Я впервые в жизни вижу высокие белые вокзалы, и они кажутся мне чужими, неприветливыми, да и папа говорит, что Владикавказская железная дорога куда богаче и благоустроенней. Тоскливое чувство — вокруг новый мир, в котором я одинок, — не исчезает, а усиливается в дороге. Маленькая станция, раннее утро. Странный крик детских голосов. Они повторяют одно и то же слово, и знакомое, и незнакомое: «Млачка, млачка, млачка». Я выхожу на площадку и вижу: с десяток девочек с кувшинами, бутылками, кружками продают молоко. На другой, такой же маленькой белой станции с желтеющими деревьями я был озадачен незнакомым птичьим криком. Кто‑то объяснил мне, что это галки. Рассвет. Я стою на площадке вагона и слышу торопливые, как бы негодующие выкрики, слышу возню в ветках, хлопанье крыльев и удивляюсь чужому миру. Десять лет я не выезжал с юга, и каких десять лет — от семи до семнадцати. В Москву мы приехали вечером и остановились на Тверской в меблированных комнатах «Мадрид» или что‑то в этом роде. Помещались они во втором этаже, примерно на том месте, где театр им. Ермоловой. Утром вышел я взглянуть на Москву. Чужой, чужой мир, люди, люди, люди — и всем я безразличен. Отвратительная суета, невысокие грязные дома, множество нищих, жалкие извозчики одноконные, с драными пролетками. Я спустился к Охотному ряду — грязь, грязь, и дошел до Большого театра. Вот он мне понравился…
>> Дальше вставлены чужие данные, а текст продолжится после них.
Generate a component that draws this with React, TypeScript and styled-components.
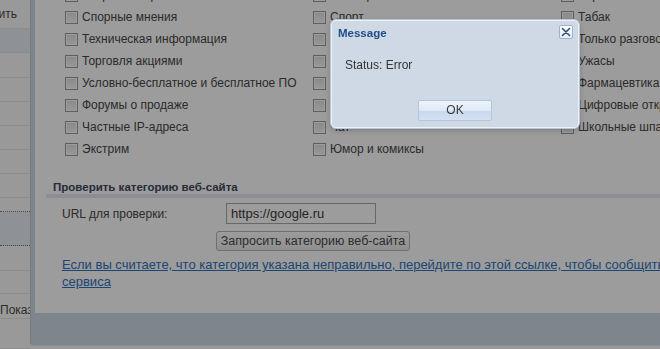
import * as React from 'react'
import styled, { createGlobalStyle } from 'styled-components'

const GlobalStyle = createGlobalStyle`
  html, body {
    margin: 0;
    padding: 0;
    background: #ffffff;
    overflow: hidden;
  }
  body {
    font-family: 'Liberation Sans', Arial, sans-serif;
    font-size: 12px;
    color: #474747;
  }
`

const Page = styled.div`
  display: flex;
  width: 660px;
  height: 349px;
  overflow: hidden;
  background: #fbfbfb;
`

const Sidebar = styled.div`
  flex: none;
  width: 30px;
  overflow: hidden;
  display: flex;
  flex-direction: column;
  background: #fbfbfb;
`

interface SideRowProps {
  h: number,
  selected?: boolean,
  dotted?: boolean,
  align?: 'left' | 'right',
  padTop?: number,
  padRight?: number,
}

const SideRow = styled.div<SideRowProps>`
  flex: none;
  height: ${(p: SideRowProps) => p.h}px;
  box-sizing: border-box;
  white-space: nowrap;
  display: flex;
  align-items: center;
  justify-content: ${(p: SideRowProps) => (p.align === 'right' ? 'flex-end' : 'flex-start')};
  background: ${(p: SideRowProps) => (p.selected ? '#e9edf5' : 'transparent')};
  border-bottom: 1px ${(p: SideRowProps) => (p.dotted ? 'dotted #777' : 'solid #e6e6e6')};
  padding-top: ${(p: SideRowProps) => p.padTop || 0}px;
  padding-right: ${(p: SideRowProps) => p.padRight || 2}px;
  color: #4a4a4a;
`

const MainFrame = styled.div`
  flex: 1;
  min-width: 0;
  height: 346px;
  box-sizing: border-box;
  background: #d0d9e6;
  border-left: 1px solid #c4c8cf;
  border-bottom: 1px solid #e4e8ee;
  border-bottom-left-radius: 4px;
  padding: 0 0 32px 4px;
  overflow: hidden;
`

const Content = styled.div`
  width: 860px;
  height: 313px;
  background: #ffffff;
  overflow: hidden;
`

const CheckList = styled.div`
  display: grid;
  grid-template-columns: repeat(3, 248px);
  grid-auto-rows: 22px;
  margin-top: -16px;
  padding-left: 30px;
`

const CheckItem = styled.label`
  display: flex;
  align-items: center;
  gap: 4px;
  white-space: nowrap;
`

const Box = styled.span`
  flex: none;
  width: 11px;
  height: 11px;
  border: 1px solid #9b9b9b;
  box-shadow: inset 0 0 0 1px #ffffff;
  background: linear-gradient(#e2e2e2, #f7f7f7);
`

const Section = styled.div`
  margin-top: 20px;
`

const SectionTitle = styled.div`
  margin-left: 11px;
  padding-left: 7px;
  line-height: 14px;
  font-weight: bold;
  font-size: 11.5px;
  color: #3e475e;
  border-bottom: 4px solid #e3e8f3;
`

const Form = styled.div`
  padding: 5px 0 0 27px;
`

const UrlRow = styled.div`
  display: grid;
  grid-template-columns: 164px 150px;
  align-items: center;
`

const UrlInput = styled.div`
  height: 21px;
  box-sizing: border-box;
  border: 1px solid #a9a9a9;
  padding: 0 4px;
  line-height: 19px;
  color: #3a3a3a;
  font-size: 13px;
`

const QueryButton = styled.div`
  margin: 7px 0 0 154px;
  width: 194px;
  height: 20px;
  box-sizing: border-box;
  border: 1px solid #b8b8b8;
  border-radius: 3px;
  background: linear-gradient(#ffffff, #ebebeb);
  text-align: center;
  line-height: 18px;
  color: #4a4a4a;
  font-size: 12.5px;
`

const ReportLink = styled.a`
  display: block;
  margin-top: 5px;
  line-height: 17px;
  color: #2f73bd;
  text-decoration: underline;
  font-size: 13px;
  white-space: nowrap;
`

const Dimmer = styled.div`
  position: fixed;
  inset: 0;
  background: rgba(0, 0, 0, 0.39);
`

const Dialog = styled.div`
  position: fixed;
  left: 331px;
  top: 20px;
  width: 248px;
  height: 108px;
  box-sizing: border-box;
  background: #cfd9e5;
  border: 1px solid #edf2f8;
  border-radius: 5px;
  box-shadow: 0 0 0 1px #b9c5d3, 0 2px 6px rgba(0, 0, 0, 0.25);
  display: flex;
  flex-direction: column;
`

const DialogHead = styled.div`
  display: flex;
  justify-content: space-between;
  align-items: flex-start;
  padding: 4px 5px 0 6px;
`

const DialogTitle = styled.div`
  margin-top: 1px;
  font-weight: bold;
  font-size: 11.5px;
  color: #1f4d88;
  line-height: 14px;
`

const CloseButton = styled.div`
  width: 14px;
  height: 14px;
  box-sizing: border-box;
  border: 1px solid #9fb2ca;
  border-radius: 2px;
  background: linear-gradient(#ffffff, #e6edf6);
  display: flex;
  align-items: center;
  justify-content: center;
`

const DialogText = styled.div`
  padding: 18px 0 0 13px;
  line-height: 14px;
  color: #333333;
`

const DialogFoot = styled.div`
  margin-top: auto;
  padding-bottom: 6px;
  display: flex;
  justify-content: center;
`

const OkButton = styled.div`
  width: 74px;
  height: 21px;
  box-sizing: border-box;
  border: 1px solid #b4c6dc;
  border-radius: 2px;
  background: linear-gradient(#eef4fb 0%, #dfe9f6 50%, #c8d8ec 51%, #d3e1f1 100%);
  text-align: center;
  line-height: 19px;
  color: #3b3b3b;
`

const sideRows: SideRowProps[] = [
  { h: 29, align: 'right', padRight: 13 }, { h: 24, selected: true }, { h: 25 }, { h: 24 }, { h: 24 },
  { h: 24 }, { h: 24 }, { h: 24 }, { h: 14, dotted: true }, { h: 34, selected: true, dotted: true },
  { h: 25 }, { h: 23 }, { h: 25, padTop: 8 }, { h: 30 },
]

const categories: string[] = [
  'Азартные игры', 'Поиск работы', 'Стрельба',
  'Спорные мнения', 'Спорт', 'Табак',
  'Техническая информация', 'Социальные сети', 'Только разговоры',
  'Торговля акциями', 'Спам', 'Ужасы',
  'Условно-бесплатное и бесплатное ПО', 'Торренты', 'Фармацевтика',
  'Форумы о продаже', 'Туризм', 'Цифровые открытки',
  'Частные IP-адреса', 'Чат', 'Школьные шпаргалки',
  'Экстрим', 'Юмор и комиксы', '',
]

const App: React.FC = () => {
  return (
    <>
      <GlobalStyle />
      <Page>
        <Sidebar>
          {sideRows.map((row, i) => (
            <SideRow key={i} {...row}>
              {i === 0 ? 'Применить' : i === 12 ? 'Показать' : ''}
            </SideRow>
          ))}
        </Sidebar>
        <MainFrame>
          <Content>
            <CheckList>
              {categories.map((name, i) => (
                name ? (
                  <CheckItem key={i}>
                    <Box />
                    {name}
                  </CheckItem>
                ) : <span key={i} />
              ))}
            </CheckList>
            <Section>
              <SectionTitle>Проверить категорию веб-сайта</SectionTitle>
              <Form>
                <UrlRow>
                  <span>URL для проверки:</span>
                  <UrlInput>https://google.ru</UrlInput>
                </UrlRow>
                <QueryButton>Запросить категорию веб-сайта</QueryButton>
                <ReportLink>
                  Если вы считаете, что категория указана неправильно, перейдите по этой ссылке, чтобы сообщить об ошибке на сайт
                  <br />
                  сервиса
                </ReportLink>
              </Form>
            </Section>
          </Content>
        </MainFrame>
      </Page>
      <Dimmer />
      <Dialog>
        <DialogHead>
          <DialogTitle>Message</DialogTitle>
          <CloseButton>
            <svg width="10" height="10" viewBox="0 0 10 10">
              <path d="M1.5 1.5 L8.5 8.5 M8.5 1.5 L1.5 8.5" stroke="#2c4f7e" strokeWidth="1.6" strokeLinecap="round" />
            </svg>
          </CloseButton>
        </DialogHead>
        <DialogText>Status: Error</DialogText>
        <DialogFoot>
          <OkButton>OK</OkButton>
        </DialogFoot>
      </Dialog>
    </>
  )
}

export default App
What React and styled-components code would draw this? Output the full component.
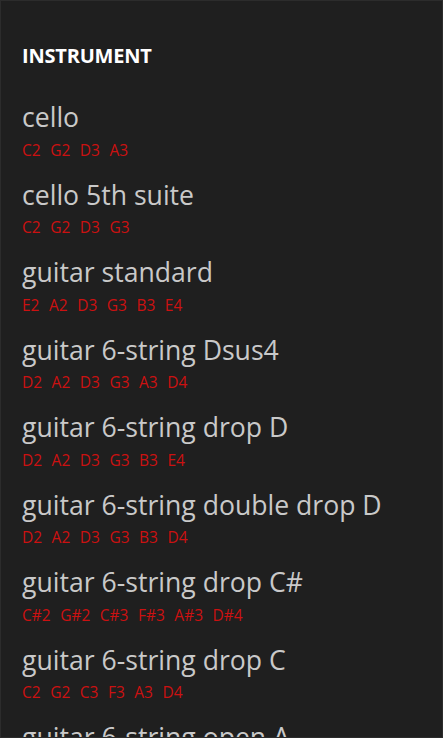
import React from "react";
import styled, { createGlobalStyle } from "styled-components";

const Global = createGlobalStyle`
  html, body { margin: 0; padding: 0; background: #1f1f1f; }
  * { box-sizing: border-box; }
`;

const Page = styled.div`
  height: 738px;
  overflow: hidden;
  background: #1f1f1f;
  border: 1px solid #2c2c2c;
  padding: 43px 0 0 21px;
  font-family: "Open Sans", "Noto Sans", sans-serif;
`;

const Header = styled.h1`
  margin: 0 0 32px;
  font-size: 20px;
  line-height: 24px;
  font-weight: 700;
  color: #ffffff;
  letter-spacing: -0.2px;
`;

const List = styled.ul`
  list-style: none;
  margin: 0;
  padding: 0;
`;

const Item = styled.li`
  height: 77.5px;
`;

const Title = styled.div`
  font-size: 26.6px;
  line-height: 34px;
  color: #c9c9c9;
  white-space: nowrap;
`;

const Notes = styled.div`
  display: flex;
  gap: 9.5px;
  margin-top: 5.5px;
  font-size: 15.5px;
  line-height: 20px;
  color: #cc1111;
`;

const items = [
  ["cello", ["C2", "G2", "D3", "A3"]],
  ["cello 5th suite", ["C2", "G2", "D3", "G3"]],
  ["guitar standard", ["E2", "A2", "D3", "G3", "B3", "E4"]],
  ["guitar 6-string Dsus4", ["D2", "A2", "D3", "G3", "A3", "D4"]],
  ["guitar 6-string drop D", ["D2", "A2", "D3", "G3", "B3", "E4"]],
  ["guitar 6-string double drop D", ["D2", "A2", "D3", "G3", "B3", "D4"]],
  ["guitar 6-string drop C#", ["C#2", "G#2", "C#3", "F#3", "A#3", "D#4"]],
  ["guitar 6-string drop C", ["C2", "G2", "C3", "F3", "A3", "D4"]],
  ["guitar 6-string open A", ["E2", "A2", "C#3", "E3", "A3", "E4"]],
];

export default function App() {
  return (
    <>
      <Global />
      <Page>
        <Header>INSTRUMENT</Header>
        <List>
          {items.map(([name, notes]) => (
            <Item key={name}>
              <Title>{name}</Title>
              <Notes>
                {notes.map((n, i) => (
                  <span key={i}>{n}</span>
                ))}
              </Notes>
            </Item>
          ))}
        </List>
      </Page>
    </>
  );
}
В Коммерческом институте чужие и враждебные канцелярские служащие порылись в каких‑то списках и сообщили: «Не принят за отсутствием вакансии».
22 августа
Кажется, Малая Бронная была продолжением Владимиро — Долгоруковской, вела к Тверскому бульвару. Маленькие лавки, маленькие киношки, пивные, серый полупьяный, в картузах и сапогах, народ, вечером никуда не идущий, а толкущийся на углах у пивных, возле кино. Босяки, страшные, хриплые проститутки — тут я их увидел на улице впервые. Так вот она, столица! Вот предел мечтаний майкопской интеллигенции, город людей, из которых что‑то вышло. Обман, мираж, выдумка старших. Где сорок сороков? Бедные, подмокшие на осенних дождях церквушки теряются среди грязных домов.
23 августа
Храм Христа Спасителя поражал своим невиданно огромным золотым куполом, но я знал, что знатоки не одобряют его и считают просто несчастьем, что витберговский проект не был осуществлен[134]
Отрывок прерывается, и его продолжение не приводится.